World Bnei Akiva, which hosted 1,000 teenagers in Israel this summer, saw their first flu-stricken delegation in France, where frantic parents learned from media sources that their kids had gotten sick before the program coordinators contacted them.

Learning from the fallout, the organization made a greater effort "to be in touch with parents to update them as much as possible so they aren't pressured and nervous," World Bnei Akiva spokesman Zvika Klein told Anglo File this week.

Later in their summer, one infected group brought about the closure of an Israel Defense Forces base, used for the Gadna pre-military program for teens. This time, Bnei Akiva staff preempted any media-fed hysteria by sending word to parents.

Taglit-Birthright Israel - which has brought nearly 12,000 mostly American 18-27 year-olds to Israel this summer - did make headlines in mid-June when some 20 American students were confirmed to have infected an equal number of accompanying IDF forces with the H1N1 virus. In order to prevent further infection within the army, "any soldiers who were in contact with Birthright groups were sent home for a week," an IDF spokesman said.

Gidi Mark, CEO of Birthright, says his administration was concerned, but that the fear of swine flu did not result in any cancelations that he knew of.

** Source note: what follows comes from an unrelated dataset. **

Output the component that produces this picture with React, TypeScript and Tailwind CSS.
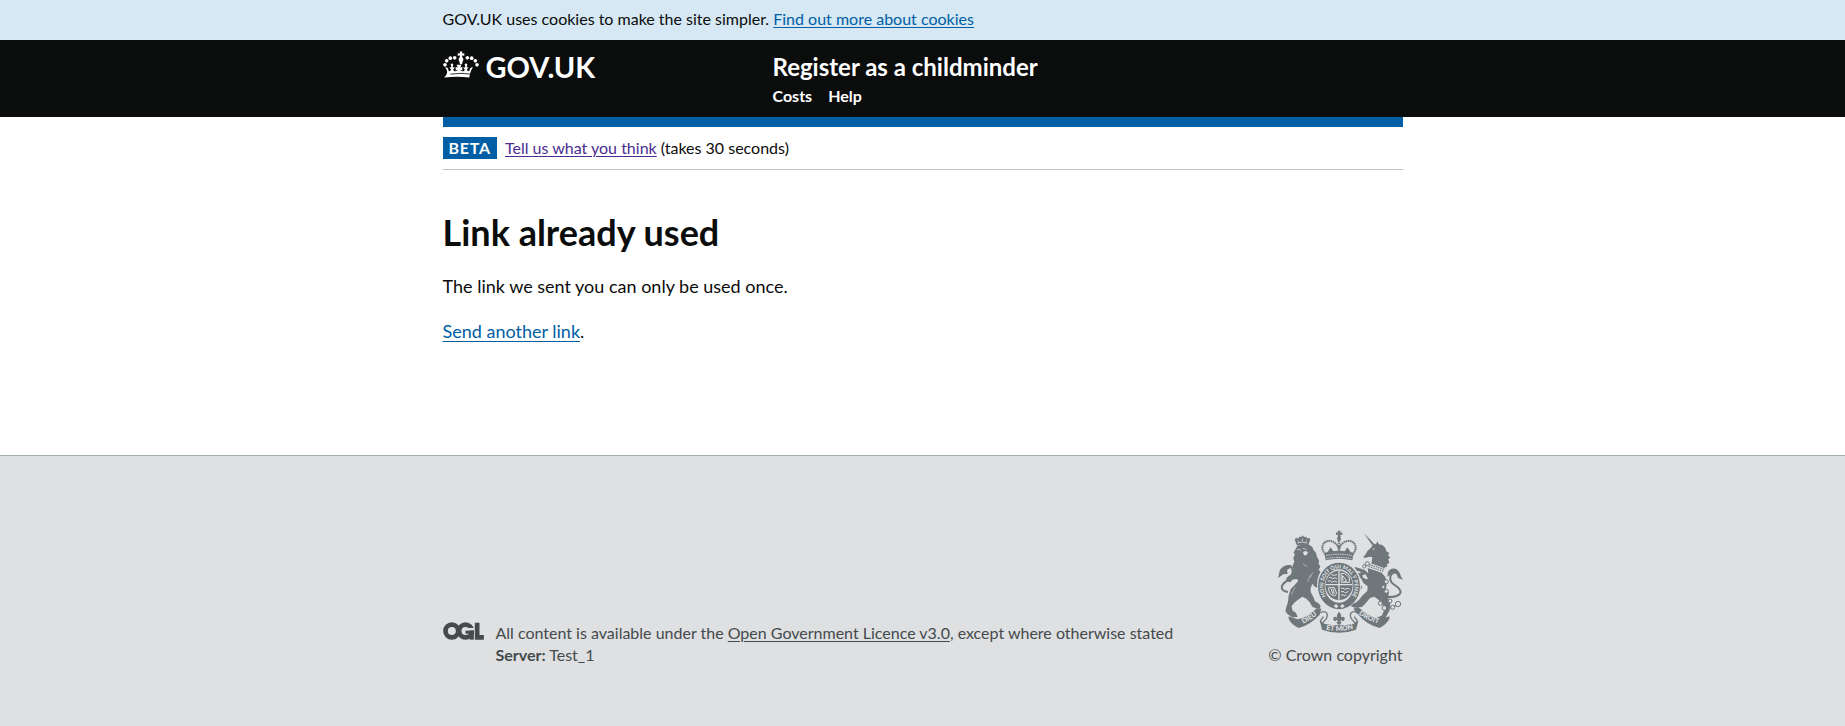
import type { ReactNode } from "react";

const linkBase = "underline decoration-1 underline-offset-2";

function Container({ children, className = "" }: { children: ReactNode; className?: string }) {
  return <div className={`mx-auto w-full max-w-[1020px] px-[30px] ${className}`}>{children}</div>;
}

function Crown() {
  return (
    <svg viewBox="0 0 108 80" className="h-[27px] w-9 fill-current" aria-hidden="true">
      <path d="M50 1h8l-1 6 7-1v8l-7-1 1 6c4 3 4 8 1 12l-2 8h-6l-2-8c-3-4-3-9 1-12l1-6-7 1V6l7 1z" />
      <circle cx="35" cy="20" r="5.5" />
      <circle cx="22" cy="21" r="5.5" />
      <circle cx="11" cy="29" r="5.5" />
      <circle cx="6" cy="41" r="5.5" />
      <circle cx="73" cy="20" r="5.5" />
      <circle cx="86" cy="21" r="5.5" />
      <circle cx="97" cy="29" r="5.5" />
      <circle cx="102" cy="41" r="5.5" />
      <path d="M6 47l9 4c1 5 2 9 4 9 3 0 4-3 5-6l-5-5 6-1-2-8c1-4 7-4 8 0l-2 8 7 1-5 5c0 4 2 6 6 6 4 0 6-1 7-4l-6 2v-11l6 3-3-9h14l-3 9 6-3v11l-6-2c1 3 3 4 7 4 4 0 6-2 6-6l-5-5 7-1-2-8c1-4 7-4 8 0l-2 8 6 1-5 5c1 3 2 6 5 6 2 0 3-4 4-9l9-4c-6 10-9 20-11 32q-37-4-76 0C18 67 12 57 6 47z" />
      <path d="M22 69q32-5 64 0" fill="none" stroke="#0b0c0c" strokeWidth="2.5" />
    </svg>
  );
}

function OglLogo() {
  return (
    <svg viewBox="0 0 122 54" className="h-[18px] w-[41px]" role="img" aria-label="Open Government Licence" fill="none" stroke="#454a4c">
      <circle cx="26" cy="27" r="19" strokeWidth="14" />
      <circle cx="67" cy="27" r="19" strokeWidth="14" />
      <rect x="74" y="18" width="20" height="8" fill="#dee0e2" stroke="none" />
      <rect x="67" y="26" width="25" height="9" fill="#454a4c" stroke="none" />
      <rect x="80" y="26" width="12" height="27" fill="#454a4c" stroke="none" />
      <path d="M95 2h14v37h13v14H95z" fill="#454a4c" stroke="none" />
    </svg>
  );
}

function Crest() {
  return (
    <svg viewBox="54 31 375 309" className="h-[103px] w-[125px]" aria-hidden="true" fill="#6f777b" fontFamily="Lato, sans-serif" fontWeight="900">
      <defs>
        <path id="garter" d="M213 245A47 53 0 1 1 261 245" />
        <path id="scroll-left" d="M114 318Q150 306 184 274" />
        <path id="scroll-mid" d="M190 328Q237 340 288 326" />
        <path id="scroll-right" d="M288 278Q317 302 364 314" />
      </defs>

      {/* imperial crown */}
      <path d="M233 33h9l-1 6 6-1v8l-6-1 1 7h-9l1-7-6 1v-8l6 1z" />
      <circle cx="237" cy="57" r="6" />
      <g fill="none" stroke="#6f777b">
        <path d="M196 104C176 82 193 60 212 64c14 3 23 14 25 26 2-12 11-23 25-26 19-4 36 18 16 40" strokeWidth="6" strokeDasharray="5 1.5" />
        <path d="M237 62v40" strokeWidth="7" strokeDasharray="5 2" />
        <path d="M206 99l6-10 7 10M256 99l6-10 7 10" strokeWidth="7" />
      </g>
      <path d="M193 99q44-11 88 0l-4 23q-40-10-80 0z" />
      <path d="M198 108q39-9 78 0M200 117q37-8 74 0" fill="none" stroke="#dee0e2" strokeWidth="2.5" strokeDasharray="5 2" />

      {/* lion */}
      <path d="M109 74l-5-15 5-5 6 3 2-6 7 1 4-5 4 5 7-1 2 6 6-3 4 5-5 15-4 4q-14-5-29 0z" />
      <path d="M112 70q14-6 29 0M113 62l4 4M141 62l-4 4M127 57v7" fill="none" stroke="#dee0e2" strokeWidth="2.5" />
      <path d="M112 79q16-7 36-4l9 7 3 8 8 10 3 12 6 10-1 10 5 9-5 9 7 8-4 10 8 13 3 13 8 7-3 10-8 3-8-8-14-4-8-10-5 13 0 12 8 15 5 13 11 6 6 9-3 7-12-1-10-5-8-13-10-11-12-6-13 9-11 9-8 10 2 13 11 8 5 12-16 1-14-9-7-9 3-13 5-16 2-19 6-18 14-15 9-11-5-5-13 2-5 7-12-1-1-10 7-8 13-3-3-8 5-11-6 1 4-12 4-9-3-10 5-14-5-2z" />
      <path d="M111 89l12 2M128 86l12 3" stroke="#dee0e2" strokeWidth="2" />
      <path d="M129 97l7-3 8 3-3 7-6 4-4-4z" fill="#dee0e2" />
      <path d="M84 217C60 213 61 198 77 186c20-16 27-33 16-43-8-7-19 2-21 16" fill="none" stroke="#6f777b" strokeWidth="6" />
      <path d="M95 137c-15-4-31 4-36 16l-5 22 16-11 13-2-2-11 10-6z" />
      <path d="M151 165l-8 22M158 158l-6 15M106 203l-13 22M129 133l13 8" fill="none" stroke="#dee0e2" strokeWidth="1.5" />

      {/* unicorn */}
      <path d="M311 39l31 33-6 4z" />
      <path d="M318 102l4-8 11-10 7-12 8 2 4-9 5 9 10 2 9 9 3 10 9 5-4 7 7 7-6 4 3 13-7 2 1 9-7-1-1 11-16-5-28-10 5-9 2-15-8-2-7 2-8 2-4-3z" />
      <circle cx="341" cy="88" r="2.5" fill="#dee0e2" />
      <path d="M325 128l55 20-5 9-52-18z" fill="#dee0e2" />
      <path d="M328 134l46 16M326 140l44 15" fill="none" stroke="#6f777b" strokeWidth="4" strokeDasharray="4 3" />
      <path d="M323 145l42 14 11 13 4 17-2 18 9 11-3 16 7 20-2 18-13 23-14 7-13 0 3-9 13-5 7-15-4-17-11-14-14-11-13 4-13 16-11 11-22 2-12-5 4-10 11 0 9-7 12-15 14-13 1-14-13-10-7-14-11-5-13 5-8-2 3-9 16-7 14 5 6 11 9 5 5-2-8-14-19-8-17-2-4 5-8-5 5-9 16-1 25 8 11 10z" />
      <path d="M317 163l-20 9-1 18 11 12-5 8-14-16 1-25 16-13z" />
      <path d="M384 232c29 1 45-10 34-24-11-13-31-17-27-37 4-15 22-17 24-4" fill="none" stroke="#6f777b" strokeWidth="6" />
      <path d="M383 171c-2-17 8-26 22-24 15 3 15 22 24 33l-15-5-4-12-10-5z" />
      <g fill="#dee0e2" stroke="#6f777b" strokeWidth="3">
        <circle cx="322" cy="132" r="6" />
        <circle cx="313" cy="140" r="5" />
        <circle cx="379" cy="186" r="6" />
        <circle cx="370" cy="202" r="5" />
        <circle cx="379" cy="215" r="6" />
        <circle cx="390" cy="244" r="6" />
        <circle cx="361" cy="251" r="6" />
        <circle cx="373" cy="265" r="7" />
        <circle cx="398" cy="263" r="6" />
        <circle cx="414" cy="253" r="8" />
      </g>
      <path d="M381 264h12M402 259h6" stroke="#6f777b" strokeWidth="3" />

      {/* garter and shield */}
      <ellipse cx="237" cy="196" rx="66" ry="74" fill="#dee0e2" />
      <ellipse cx="237" cy="199" rx="53" ry="60" fill="none" stroke="#6f777b" strokeWidth="20" />
      <text fontSize="16" fill="#dee0e2">
        <textPath href="#garter" startOffset="50%" textAnchor="middle">HONI SOIT QUI MAL Y PENSE</textPath>
      </text>
      <path d="M221 259l7-6 7 7-6 6zM240 260l7-7 7 6-7 6z" fill="#dee0e2" />
      <ellipse cx="237" cy="197" rx="41" ry="44" />
      <path d="M237 154v86M197 195h80" stroke="#dee0e2" strokeWidth="4" />
      <g fill="none" stroke="#dee0e2" strokeWidth="3">
        <path d="M207 174h8l3 4 5-4 8 3M203 184h9l4 4 7-4 8 3M214 165l8 2 9-2M243 206h9l3 4 6-4 8 2M243 216h9l4 4 9-5M243 226h8l3 3 5-4" />
        <path d="M248 168l12 16q-8 5-12-2zM243 161h11l14 13v14h-24z" />
        <path d="M206 204q-1 21 18 25l6-8-7-17zM213 207l6 17M219 207l4 16" />
      </g>

      {/* fleur-de-lis */}
      <path d="M237 276q12 12 3 22 5-10 13-5 4 9-5 12l-4-5-3 7h4l-5 8-6 0-5-8h5l-4-7-4 5q-9-3-5-12 8-5 13 5-8-10 3-22z" />

      {/* motto scroll */}
      <path d="M86 290l27 9q31-6 57-33l14 1-5 18q-28 31-63 40-20-8-30-27z" />
      <path d="M388 290l-27 9q-31-6-67-37l-14 5 15 18q25 30 64 40 18-9 29-27z" />
      <path d="M181 280c14-12 31 3 13 23l-9 9-4-8 9-13M292 280c-14-12-31 3-13 23l9 9 4-8-9-13" fill="none" stroke="#6f777b" strokeWidth="4" />
      <path d="M180 305l13 7q43 9 88 0l14-8-7 26q-51 19-102 0z" />
      <g fill="#dee0e2" fontSize="21">
        <text><textPath href="#scroll-left" startOffset="50%" textAnchor="middle">DIEU</textPath></text>
        <text><textPath href="#scroll-mid" startOffset="50%" textAnchor="middle">ET MON</textPath></text>
        <text><textPath href="#scroll-right" startOffset="50%" textAnchor="middle">DROIT</textPath></text>
      </g>
    </svg>
  );
}

export default function App() {
  return (
    <div className="flex min-h-screen flex-col bg-white font-['Lato',sans-serif] text-base leading-5 text-[#0b0c0c]">
      <div className="bg-[#d5e8f3] pt-[9px] pb-[11px]">
        <Container>
          <p>
            GOV.UK uses cookies to make the site simpler.{" "}
            <a href="#cookies" className={`${linkBase} text-[#005ea5]`}>Find out more about cookies</a>
          </p>
        </Container>
      </div>

      <header className="bg-[#0b0c0c] font-bold text-white">
        <Container className="flex pt-2.5 pb-2">
          <div className="w-[330px] shrink-0">
            <a href="#home" className="flex h-[34px] items-start gap-[7px] pt-px text-[29px] leading-8">
              <Crown />
              <span>GOV.UK</span>
            </a>
          </div>
          <div>
            <a href="#service" className="block text-2xl leading-[34px]">Register as a childminder</a>
            <nav className="mt-0.5 flex h-[23px] gap-4">
              <a href="#costs">Costs</a>
              <a href="#help">Help</a>
            </nav>
          </div>
        </Container>
      </header>

      <main className="grow">
        <Container>
          <div className="h-2.5 bg-[#005ea5]" />
          <div className="flex items-center gap-2 border-b border-[#bfc1c3] py-2.5">
            <strong className="bg-[#005ea5] px-1.5 leading-[22px] tracking-wider text-white">BETA</strong>
            <p>
              <a href="#feedback" className={`${linkBase} text-[#4c2c92]`}>Tell us what you think</a> (takes 30 seconds)
            </p>
          </div>
          <h1 className="mt-[42px] text-4xl font-bold">Link already used</h1>
          <div className="mt-[22px] flex flex-col gap-5 pb-[99px] text-lg leading-[25px]">
            <p>The link we sent you can only be used once.</p>
            <p>
              <a href="#resend" className="text-[#005ea5] underline decoration-1 underline-offset-3">Send another link</a>.
            </p>
          </div>
        </Container>
      </main>

      <footer className="border-t border-[#a1acb2] bg-[#dee0e2] pt-[74px] pb-[60px] text-[#454a4c]">
        <Container className="flex items-end justify-between">
          <div className="flex items-start gap-3">
            <OglLogo />
            <div className="leading-[22px]">
              <p>
                All content is available under the{" "}
                <a href="#licence" className={linkBase}>Open Government Licence v3.0</a>, except where otherwise stated
              </p>
              <p><strong>Server:</strong> Test_1</p>
            </div>
          </div>
          <a href="#copyright" className="flex flex-col items-end gap-[11px] leading-[22px]">
            <Crest />
            <span>© Crown copyright</span>
          </a>
        </Container>
      </footer>
    </div>
  );
}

"The numbers on the buses were very close to 100 percent, " he said. "The intifada really taught us how to deal with emergencies," he added.

Mark echoed the policies of other administrators, saying the organization closely followed the Ministry of Health's guidelines for managing the flu, including encouraging participants to wash hands and spend time as much as possible outdoors. He said their policy was to address the issue frankly and openly. "Hiding it would lead to panic," he added.

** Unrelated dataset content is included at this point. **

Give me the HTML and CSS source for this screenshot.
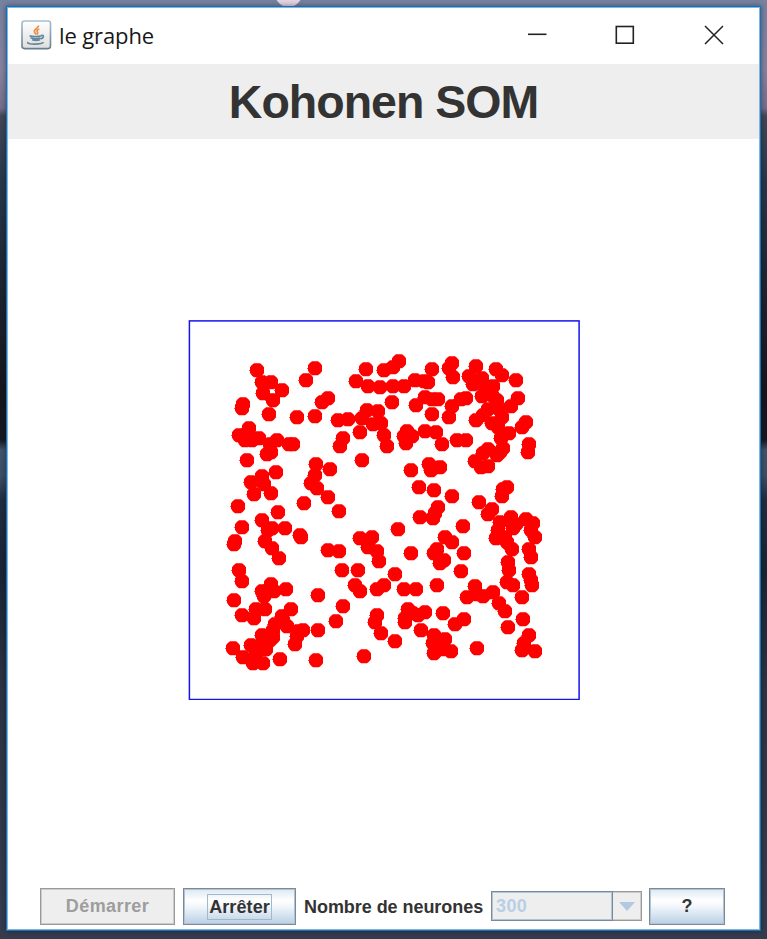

Two additional youth organizations, NFTY and Noam, were unwilling to respond to inquiries concerning outbreaks of the sickness, which has claimed nearly 2,000 lives and is believed to have infected millions worldwide.

"We're in the middle of a summer camp. I'm not sure I want parents to see our name in the papers," said one high-level figure from the Conservative movement's Noam summer camp. A counterpart from NFTY, the youth arm of the Reform movement, also opted to give swine flu the silent treatment: "We dealt with it, but it's not something we want to be associated with."

MASA, the umbrella organization for long term programs that brought 8,000 Jewish youth to Israel this academic year, also refused to comment. "We fear miscommunication," a spokesman said.

The reticence of these organizations to talk about the pandemic, however, belies the fact that the summer programs have escaped relatively unscathed. Liana Rothman, a 14 year-old camper from Ohio at the Noam camp in Neve Hadassah, said "I loved it, it was so much fun. It didn't seem like anyone was thinking about flu at all."